What makes this work is restraint. Chocolate stays in the background, keeping the fragrance lighter and more wearable than a straight confectionery translation would suggest. The kunafeh accord, that golden warmth, shimmers through the heart via sesame and tonka, giving the scent its authenticity without tipping into parody. Cardamom anchors everything, adding warmth and a slight spice that keeps the sweetness from going flat. It's a dessert fragrance for people who usually avoid them, specific enough to feel real, warm enough to feel human.
The evolution
Pistachio and caramel arrive together, roasted, sugary, immediately present. The opening reads like a confectionery display: sweet but grounded, not synthetic. Within twenty minutes, sesame and tonka move in, the kunafeh accord emerging as a warm, golden note that gives the fragrance its identity. Cardamom adds a clean spice that lifts the sweetness. The drydown is where vanilla and chocolate take over, the pistachio fades but never disappears, and the powdery notes keep everything soft and intimate.

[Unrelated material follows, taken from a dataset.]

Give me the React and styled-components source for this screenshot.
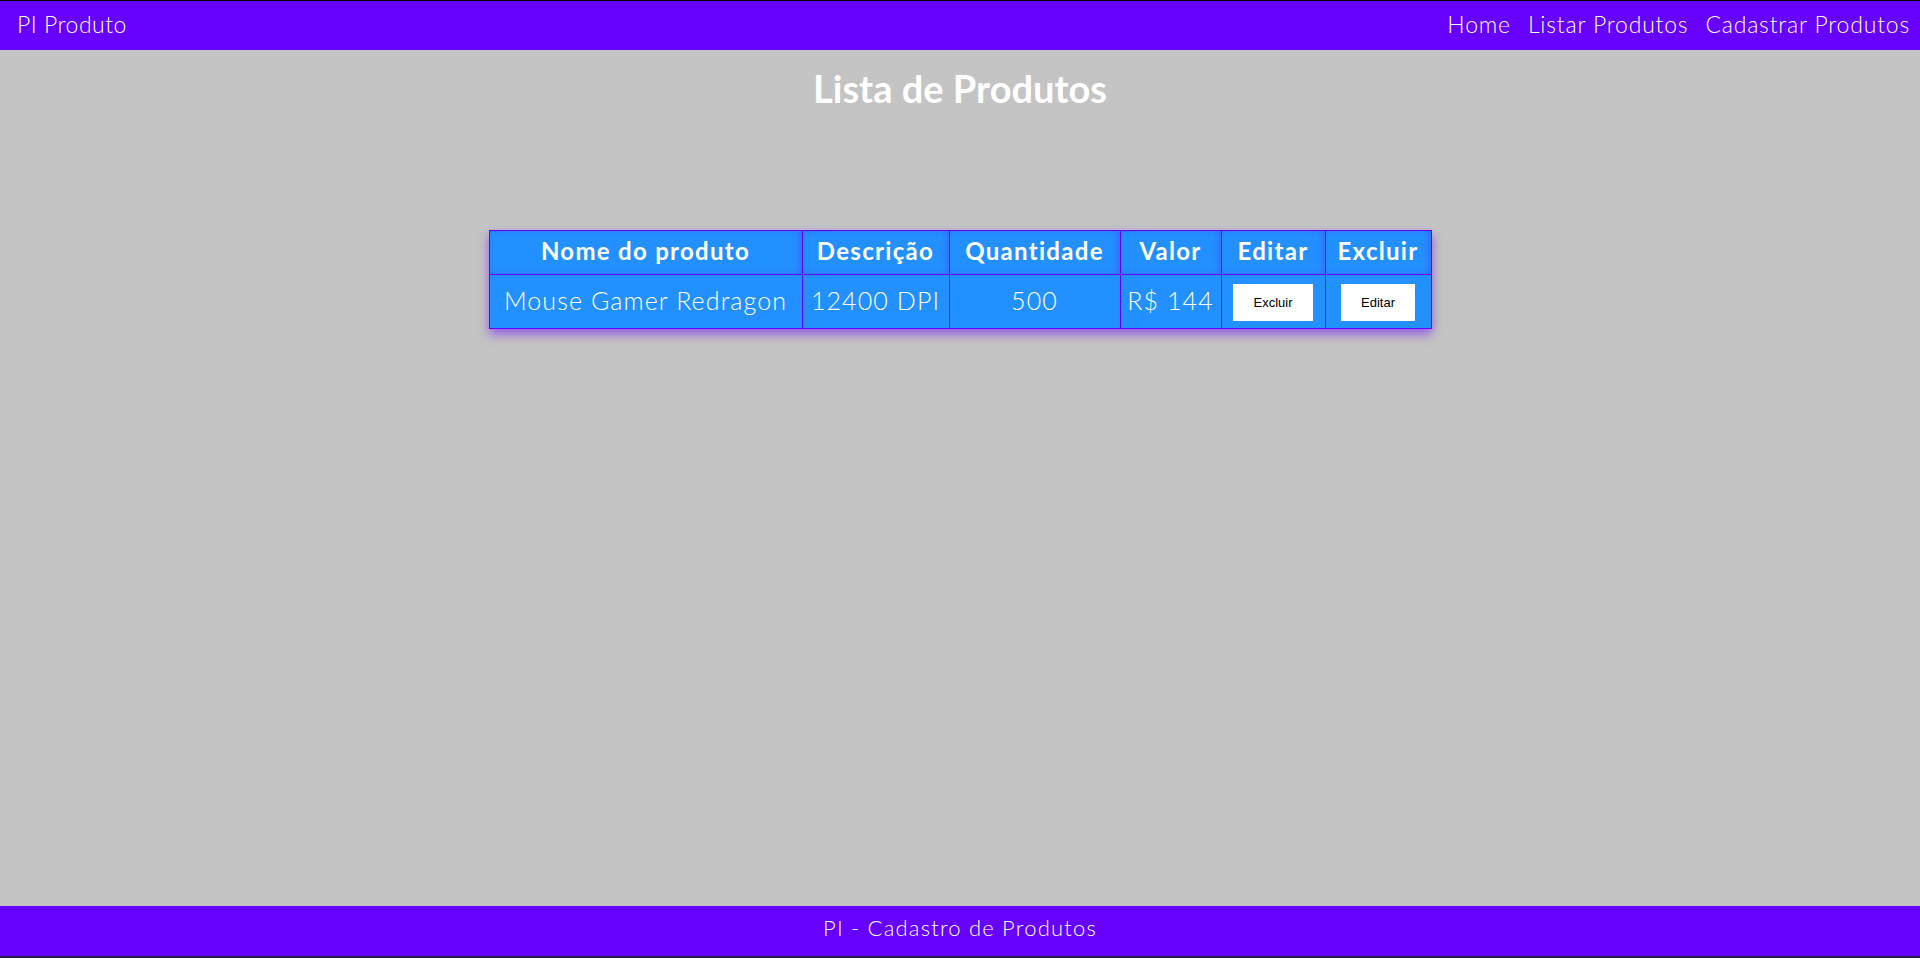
import styled, { createGlobalStyle } from "styled-components";

const GlobalStyle = createGlobalStyle`
  html, body {
    margin: 0;
    padding: 0;
    height: 100%;
  }
  body {
    font-family: Lato, "Open Sans", sans-serif;
    background: #c4c4c4;
    overflow: hidden;
  }
`;

const produtos = [
  { nome: "Mouse Gamer Redragon", descricao: "12400 DPI", quantidade: 500, valor: "R$ 144" },
];

const colunas = [
  { titulo: "Nome do produto", largura: 313 },
  { titulo: "Descrição", largura: 147 },
  { titulo: "Quantidade", largura: 171 },
  { titulo: "Valor", largura: 101 },
  { titulo: "Editar", largura: 104 },
  { titulo: "Excluir", largura: 106 },
];

function App() {
  return (
    <Page>
      <GlobalStyle />
      <Topbar>
        <Brand>PI Produto</Brand>
        <Nav>
          <NavLink>Home</NavLink>
          <NavLink>Listar Produtos</NavLink>
          <NavLink>Cadastrar Produtos</NavLink>
        </Nav>
      </Topbar>
      <Main>
        <Title>Lista de Produtos</Title>
        <Table>
          <thead>
            <tr>
              {colunas.map((c) => (
                <Th key={c.titulo} $w={c.largura}>
                  {c.titulo}
                </Th>
              ))}
            </tr>
          </thead>
          <tbody>
            {produtos.map((p) => (
              <tr key={p.nome}>
                <Td>{p.nome}</Td>
                <Td>{p.descricao}</Td>
                <Td>{p.quantidade}</Td>
                <Td>{p.valor}</Td>
                <ActionCell>
                  <Button>Excluir</Button>
                </ActionCell>
                <ActionCell>
                  <Button>Editar</Button>
                </ActionCell>
              </tr>
            ))}
          </tbody>
        </Table>
      </Main>
      <Footer>PI - Cadastro de Produtos</Footer>
      <BottomStrip />
    </Page>
  );
}

export default App;

const Page = styled.div`
  height: 100vh;
  display: flex;
  flex-direction: column;
  border-top: 1px solid #000;
  box-sizing: border-box;
`;

const Topbar = styled.header`
  height: 49px;
  box-sizing: border-box;
  background: #6600ff;
  display: flex;
  align-items: center;
  justify-content: space-between;
  padding: 0 10px 3px 17px;
  color: #fff;
  flex-shrink: 0;
`;

const Brand = styled.span`
  font-size: 23px;
  font-weight: 300;
  letter-spacing: 0.5px;
`;

const Nav = styled.nav`
  display: flex;
  gap: 17px;
`;

const NavLink = styled.a`
  font-size: 23px;
  font-weight: 300;
  letter-spacing: 0.8px;
  color: #fff;
  cursor: pointer;
`;

const Main = styled.main`
  flex: 1;
  display: flex;
  flex-direction: column;
  align-items: center;
`;

const Title = styled.h1`
  margin: 11px 0 0;
  font-size: 38px;
  font-weight: 700;
  color: #fff;
  line-height: 54px;
`;

const Table = styled.table`
  margin-top: 115px;
  border-collapse: collapse;
  background: #2291ff;
  box-shadow: 0 5px 10px rgba(102, 0, 255, 0.55);
  border: 1px solid #6600ff;
`;

const Th = styled.th`
  box-sizing: border-box;
  width: ${(p) => p.$w}px;
  height: 44px;
  padding: 0 0 4px;
  border: 1px solid #6600ff;
  color: #fff;
  font-size: 24px;
  font-weight: 700;
  letter-spacing: 1.3px;
  text-align: center;
  box-shadow: inset -3px 0 6px rgba(102, 0, 255, 0.25);
`;

const Td = styled.td`
  box-sizing: border-box;
  height: 54px;
  padding: 0 0 4px;
  border: 1px solid #6600ff;
  color: #fff;
  font-size: 25px;
  font-weight: 300;
  letter-spacing: 1.1px;
  text-align: center;
`;

const ActionCell = styled(Td)`
  padding: 0;
`;

const Button = styled.button`
  height: 37px;
  padding: 0 20px;
  border: none;
  background: #fff;
  color: #000;
  font-family: "Liberation Sans", Arial, sans-serif;
  font-size: 13px;
  letter-spacing: 0;
  cursor: pointer;
`;

const Footer = styled.footer`
  height: 50px;
  box-sizing: border-box;
  padding-bottom: 7px;
  background: #6600ff;
  color: #fff;
  display: flex;
  align-items: center;
  justify-content: center;
  font-size: 22px;
  font-weight: 300;
  letter-spacing: 1.2px;
  flex-shrink: 0;
`;

const BottomStrip = styled.div`
  height: 2px;
  background: #1e2142;
  flex-shrink: 0;
`;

Moderate sillage means it stays close, personal, a secret rather than an announcement.
Cultural impact
The Dubai Chocolate phenomenon created a global appetite for Middle Eastern confectionery, and Pistachio Kunafa arrives to translate that cultural moment into scent. It's part of Anfar 1950's Dubai Chocolate collection, positioning itself as a fragrance for people who want specificity over abstraction. The kunafeh reference provides cultural specificity that generic dessert fragrances do not offer, while the restraint around chocolate keeps it wearable rather than overwhelming.